Engineers often assume progressDeadlineSeconds triggers an automatic rollback when a rollout stalls. It does not. The official documentation states explicitly that Kubernetes only sets a status condition with reason ProgressDeadlineExceeded when the deadline is hit; the cluster takes no further action.

The default is 600 seconds (10 minutes). Configure it on the Deployment:

spec:
  progressDeadlineSeconds: 300   # mark rollout failed after 5 minutes of no progress

To act on the condition, watch for it in your CI/CD or alerting system and call kubectl rollout undo from there. A minimal pipeline check looks like:

# After kubectl apply, give the rollout 5 minutes to complete
if ! kubectl rollout status deployment/myapp --timeout=5m; then
  echo "Rollout failed; rolling back"
  kubectl rollout undo deployment/myapp
  exit 1
fi

This is what most teams call automatic rollback in their CI/CD platform. The cluster does not do it; the pipeline does. Tools like Argo Rollouts extend this by tying rollback to metric analysis, but the underlying primitive is still a script that watches kubectl rollout status and runs undo on failure.
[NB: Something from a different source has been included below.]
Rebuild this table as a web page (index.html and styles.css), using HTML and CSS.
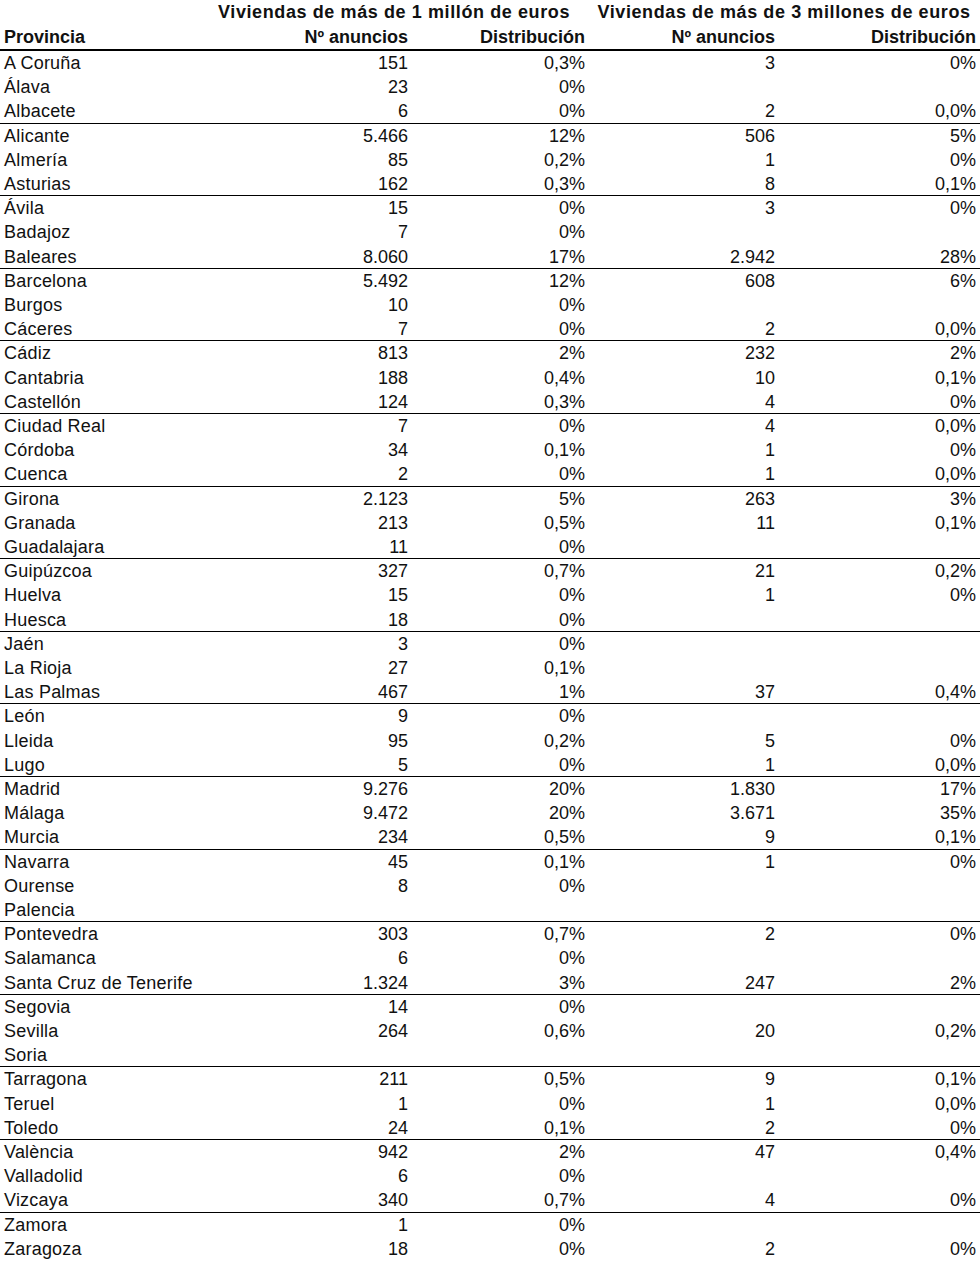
FILE: index.html
```html
<!DOCTYPE html>
<html lang="es">
<head>
<meta charset="utf-8">
<title>Viviendas de lujo por provincia</title>
<link rel="stylesheet" href="styles.css">
</head>
<body>
<div class="sheet">
  <div class="head">
    <div class="hrow top">
      <div class="c0"></div>
      <div class="grp-title g1">Viviendas de más de 1 millón de euros</div>
      <div class="grp-title g2">Viviendas de más de 3 millones de euros</div>
    </div>
    <div class="hrow">
      <div class="c0 b">Provincia</div>
      <div class="c1 b">Nº anuncios</div>
      <div class="c2 b">Distribución</div>
      <div class="c3 b">Nº anuncios</div>
      <div class="c4 b">Distribución</div>
    </div>
  </div>

  <div class="grp">
    <div class="row"><div class="c0">A Coruña</div><div class="c1 n">151</div><div class="c2 n">0,3%</div><div class="c3 n">3</div><div class="c4 n">0%</div></div>
    <div class="row"><div class="c0">Álava</div><div class="c1 n">23</div><div class="c2 n">0%</div><div class="c3 n"></div><div class="c4 n"></div></div>
    <div class="row"><div class="c0">Albacete</div><div class="c1 n">6</div><div class="c2 n">0%</div><div class="c3 n">2</div><div class="c4 n">0,0%</div></div>
  </div>
  <div class="grp">
    <div class="row"><div class="c0">Alicante</div><div class="c1 n">5.466</div><div class="c2 n">12%</div><div class="c3 n">506</div><div class="c4 n">5%</div></div>
    <div class="row"><div class="c0">Almería</div><div class="c1 n">85</div><div class="c2 n">0,2%</div><div class="c3 n">1</div><div class="c4 n">0%</div></div>
    <div class="row"><div class="c0">Asturias</div><div class="c1 n">162</div><div class="c2 n">0,3%</div><div class="c3 n">8</div><div class="c4 n">0,1%</div></div>
  </div>
  <div class="grp">
    <div class="row"><div class="c0">Ávila</div><div class="c1 n">15</div><div class="c2 n">0%</div><div class="c3 n">3</div><div class="c4 n">0%</div></div>
    <div class="row"><div class="c0">Badajoz</div><div class="c1 n">7</div><div class="c2 n">0%</div><div class="c3 n"></div><div class="c4 n"></div></div>
    <div class="row"><div class="c0">Baleares</div><div class="c1 n">8.060</div><div class="c2 n">17%</div><div class="c3 n">2.942</div><div class="c4 n">28%</div></div>
  </div>
  <div class="grp">
    <div class="row"><div class="c0">Barcelona</div><div class="c1 n">5.492</div><div class="c2 n">12%</div><div class="c3 n">608</div><div class="c4 n">6%</div></div>
    <div class="row"><div class="c0">Burgos</div><div class="c1 n">10</div><div class="c2 n">0%</div><div class="c3 n"></div><div class="c4 n"></div></div>
    <div class="row"><div class="c0">Cáceres</div><div class="c1 n">7</div><div class="c2 n">0%</div><div class="c3 n">2</div><div class="c4 n">0,0%</div></div>
  </div>
  <div class="grp">
    <div class="row"><div class="c0">Cádiz</div><div class="c1 n">813</div><div class="c2 n">2%</div><div class="c3 n">232</div><div class="c4 n">2%</div></div>
    <div class="row"><div class="c0">Cantabria</div><div class="c1 n">188</div><div class="c2 n">0,4%</div><div class="c3 n">10</div><div class="c4 n">0,1%</div></div>
    <div class="row"><div class="c0">Castellón</div><div class="c1 n">124</div><div class="c2 n">0,3%</div><div class="c3 n">4</div><div class="c4 n">0%</div></div>
  </div>
  <div class="grp">
    <div class="row"><div class="c0">Ciudad Real</div><div class="c1 n">7</div><div class="c2 n">0%</div><div class="c3 n">4</div><div class="c4 n">0,0%</div></div>
    <div class="row"><div class="c0">Córdoba</div><div class="c1 n">34</div><div class="c2 n">0,1%</div><div class="c3 n">1</div><div class="c4 n">0%</div></div>
    <div class="row"><div class="c0">Cuenca</div><div class="c1 n">2</div><div class="c2 n">0%</div><div class="c3 n">1</div><div class="c4 n">0,0%</div></div>
  </div>
  <div class="grp">
    <div class="row"><div class="c0">Girona</div><div class="c1 n">2.123</div><div class="c2 n">5%</div><div class="c3 n">263</div><div class="c4 n">3%</div></div>
    <div class="row"><div class="c0">Granada</div><div class="c1 n">213</div><div class="c2 n">0,5%</div><div class="c3 n">11</div><div class="c4 n">0,1%</div></div>
    <div class="row"><div class="c0">Guadalajara</div><div class="c1 n">11</div><div class="c2 n">0%</div><div class="c3 n"></div><div class="c4 n"></div></div>
  </div>
  <div class="grp">
    <div class="row"><div class="c0">Guipúzcoa</div><div class="c1 n">327</div><div class="c2 n">0,7%</div><div class="c3 n">21</div><div class="c4 n">0,2%</div></div>
    <div class="row"><div class="c0">Huelva</div><div class="c1 n">15</div><div class="c2 n">0%</div><div class="c3 n">1</div><div class="c4 n">0%</div></div>
    <div class="row"><div class="c0">Huesca</div><div class="c1 n">18</div><div class="c2 n">0%</div><div class="c3 n"></div><div class="c4 n"></div></div>
  </div>
  <div class="grp">
    <div class="row"><div class="c0">Jaén</div><div class="c1 n">3</div><div class="c2 n">0%</div><div class="c3 n"></div><div class="c4 n"></div></div>
    <div class="row"><div class="c0">La Rioja</div><div class="c1 n">27</div><div class="c2 n">0,1%</div><div class="c3 n"></div><div class="c4 n"></div></div>
    <div class="row"><div class="c0">Las Palmas</div><div class="c1 n">467</div><div class="c2 n">1%</div><div class="c3 n">37</div><div class="c4 n">0,4%</div></div>
  </div>
  <div class="grp">
    <div class="row"><div class="c0">León</div><div class="c1 n">9</div><div class="c2 n">0%</div><div class="c3 n"></div><div class="c4 n"></div></div>
    <div class="row"><div class="c0">Lleida</div><div class="c1 n">95</div><div class="c2 n">0,2%</div><div class="c3 n">5</div><div class="c4 n">0%</div></div>
    <div class="row"><div class="c0">Lugo</div><div class="c1 n">5</div><div class="c2 n">0%</div><div class="c3 n">1</div><div class="c4 n">0,0%</div></div>
  </div>
  <div class="grp">
    <div class="row"><div class="c0">Madrid</div><div class="c1 n">9.276</div><div class="c2 n">20%</div><div class="c3 n">1.830</div><div class="c4 n">17%</div></div>
    <div class="row"><div class="c0">Málaga</div><div class="c1 n">9.472</div><div class="c2 n">20%</div><div class="c3 n">3.671</div><div class="c4 n">35%</div></div>
    <div class="row"><div class="c0">Murcia</div><div class="c1 n">234</div><div class="c2 n">0,5%</div><div class="c3 n">9</div><div class="c4 n">0,1%</div></div>
  </div>
  <div class="grp">
    <div class="row"><div class="c0">Navarra</div><div class="c1 n">45</div><div class="c2 n">0,1%</div><div class="c3 n">1</div><div class="c4 n">0%</div></div>
    <div class="row"><div class="c0">Ourense</div><div class="c1 n">8</div><div class="c2 n">0%</div><div class="c3 n"></div><div class="c4 n"></div></div>
    <div class="row"><div class="c0">Palencia</div><div class="c1 n"></div><div class="c2 n"></div><div class="c3 n"></div><div class="c4 n"></div></div>
  </div>
  <div class="grp">
    <div class="row"><div class="c0">Pontevedra</div><div class="c1 n">303</div><div class="c2 n">0,7%</div><div class="c3 n">2</div><div class="c4 n">0%</div></div>
    <div class="row"><div class="c0">Salamanca</div><div class="c1 n">6</div><div class="c2 n">0%</div><div class="c3 n"></div><div class="c4 n"></div></div>
    <div class="row"><div class="c0">Santa Cruz de Tenerife</div><div class="c1 n">1.324</div><div class="c2 n">3%</div><div class="c3 n">247</div><div class="c4 n">2%</div></div>
  </div>
  <div class="grp">
    <div class="row"><div class="c0">Segovia</div><div class="c1 n">14</div><div class="c2 n">0%</div><div class="c3 n"></div><div class="c4 n"></div></div>
    <div class="row"><div class="c0">Sevilla</div><div class="c1 n">264</div><div class="c2 n">0,6%</div><div class="c3 n">20</div><div class="c4 n">0,2%</div></div>
    <div class="row"><div class="c0">Soria</div><div class="c1 n"></div><div class="c2 n"></div><div class="c3 n"></div><div class="c4 n"></div></div>
  </div>
  <div class="grp">
    <div class="row"><div class="c0">Tarragona</div><div class="c1 n">211</div><div class="c2 n">0,5%</div><div class="c3 n">9</div><div class="c4 n">0,1%</div></div>
    <div class="row"><div class="c0">Teruel</div><div class="c1 n">1</div><div class="c2 n">0%</div><div class="c3 n">1</div><div class="c4 n">0,0%</div></div>
    <div class="row"><div class="c0">Toledo</div><div class="c1 n">24</div><div class="c2 n">0,1%</div><div class="c3 n">2</div><div class="c4 n">0%</div></div>
  </div>
  <div class="grp">
    <div class="row"><div class="c0">València</div><div class="c1 n">942</div><div class="c2 n">2%</div><div class="c3 n">47</div><div class="c4 n">0,4%</div></div>
    <div class="row"><div class="c0">Valladolid</div><div class="c1 n">6</div><div class="c2 n">0%</div><div class="c3 n"></div><div class="c4 n"></div></div>
    <div class="row"><div class="c0">Vizcaya</div><div class="c1 n">340</div><div class="c2 n">0,7%</div><div class="c3 n">4</div><div class="c4 n">0%</div></div>
  </div>
  <div class="grp last">
    <div class="row"><div class="c0">Zamora</div><div class="c1 n">1</div><div class="c2 n">0%</div><div class="c3 n"></div><div class="c4 n"></div></div>
    <div class="row"><div class="c0">Zaragoza</div><div class="c1 n">18</div><div class="c2 n">0%</div><div class="c3 n">2</div><div class="c4 n">0%</div></div>
  </div>
</div>
</body>
</html>
```

FILE: styles.css
```css
html, body {
  margin: 0;
  padding: 0;
  background: #fff;
}

.sheet {
  width: 980px;
  font-family: "Liberation Sans", Arial, sans-serif;
  font-size: 18px;
  color: #111;
}

.head {
  border-bottom: 2px solid #000;
}

.hrow,
.row {
  display: grid;
  grid-template-columns: 200px 210px 178px 190px 202px;
  white-space: nowrap;
}

.hrow {
  height: 24.5px;
  line-height: 24.5px;
}

.hrow.top {
  grid-template-columns: 200px 388px 392px;
}

.grp-title {
  font-weight: bold;
  text-align: center;
  letter-spacing: 0.6px;
}

.b {
  font-weight: bold;
}

.grp {
  height: 72.6px;
  box-sizing: border-box;
  border-bottom: 1px solid #000;
}

.grp.last {
  height: 48.4px;
  border-bottom: 0;
}

.row {
  height: 24.2px;
  line-height: 24.2px;
}

.row .c0 {
  letter-spacing: 0.22px;
}

.c0 {
  padding-left: 4px;
}

.c1, .c2, .c3, .c4 {
  text-align: right;
}

.c1 { padding-right: 2px; }
.c2 { padding-right: 3px; }
.c3 { padding-right: 3px; }
.c4 { padding-right: 4px; }
```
Preview a rollback safely with --dry-run=server

Before pulling the trigger in production, preview what will happen:

kubectl rollout undo deployment/myapp --dry-run=server

The --dry-run=server flag submits the request to the API server, runs admission and validation, but does not persist the change. The output is the resulting Deployment object as it would exist after the rollback, including the new (rolled-back) pod template. This is useful for confirming you are about to revert to the right image before committing to it during an incident.
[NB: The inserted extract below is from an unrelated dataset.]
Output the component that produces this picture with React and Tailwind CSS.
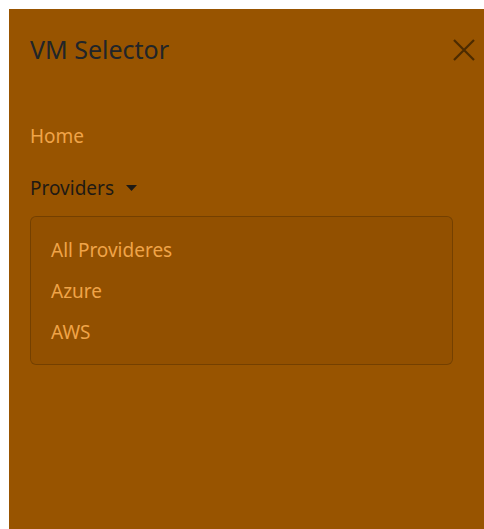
export default function App() {
	return (
		<div className="h-[529px] bg-white pl-[9px] pt-[9px]" style={{ fontFamily: '"Noto Sans", "Open Sans", sans-serif' }}>
			<div className="h-full bg-[#985400]">
				{/* Header */}
				<div className="flex items-center justify-between pl-[21px] pr-[4px] pt-[24px]">
					<h5 className="text-[25px] leading-[33px] text-[#212529]">VM Selector</h5>
					<button className="flex h-[33px] w-[33px] items-center justify-center opacity-60">
						<svg width="22" height="22" viewBox="0 0 22 22" fill="none" stroke="#1a1000" strokeWidth="2.2">
							<path d="M1 1L21 21M21 1L1 21" />
						</svg>
					</button>
				</div>

				{/* Nav */}
				<div className="mt-[52px] px-[21px]">
					<a className="block text-[19px] leading-[36px] text-[#f0a448]">Home</a>
					<button className="mt-[16px] flex items-center gap-[12px] text-[19px] leading-[36px] text-[#1f1a14]">
						Providers
						<svg width="11" height="6" viewBox="0 0 11 6" fill="#1f1a14">
							<path d="M0 0H11L5.5 6Z" />
						</svg>
					</button>
					<div className="mt-[10px] mr-[10px] rounded-[6px] border border-black/20 bg-black/[0.04] px-[20px] pt-[13px] pb-[11px]">
						<a className="block text-[19px] leading-[41px] text-[#f0a448]">All Provideres</a>
						<a className="block text-[19px] leading-[41px] text-[#f0a448]">Azure</a>
						<a className="block text-[19px] leading-[41px] text-[#f0a448]">AWS</a>
					</div>
				</div>
			</div>
		</div>
	);
}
There is also --dry-run=client, which just prints what kubectl would send without contacting the server. For rollbacks, server is more useful because it catches admission webhook rejections (PSP, OPA, Kyverno) that would block the real command.

StatefulSet and DaemonSet rollback differences

The same kubectl rollout undo command works on all three workload controllers, but the behavior differs in ways that catch people out.

DaemonSets

DaemonSets gained a RollingUpdate strategy in Kubernetes 1.6 and revision history support in 1.7. Rollback works through the same flow as Deployments:

kubectl rollout history daemonset/fluentd
kubectl rollout undo daemonset/fluentd --to-revision=2

The catch: DaemonSet revisions only roll forward. The Kubernetes documentation puts it directly: "DaemonSet revisions only roll forward. That is to say, after a rollback completes, the revision number (.revision field) of the ControllerRevision being rolled back to will advance. For example, if you have revision 1 and 2 in the system, and roll back from revision 2 to revision 1, the ControllerRevision with .revision: 1 will become .revision: 3."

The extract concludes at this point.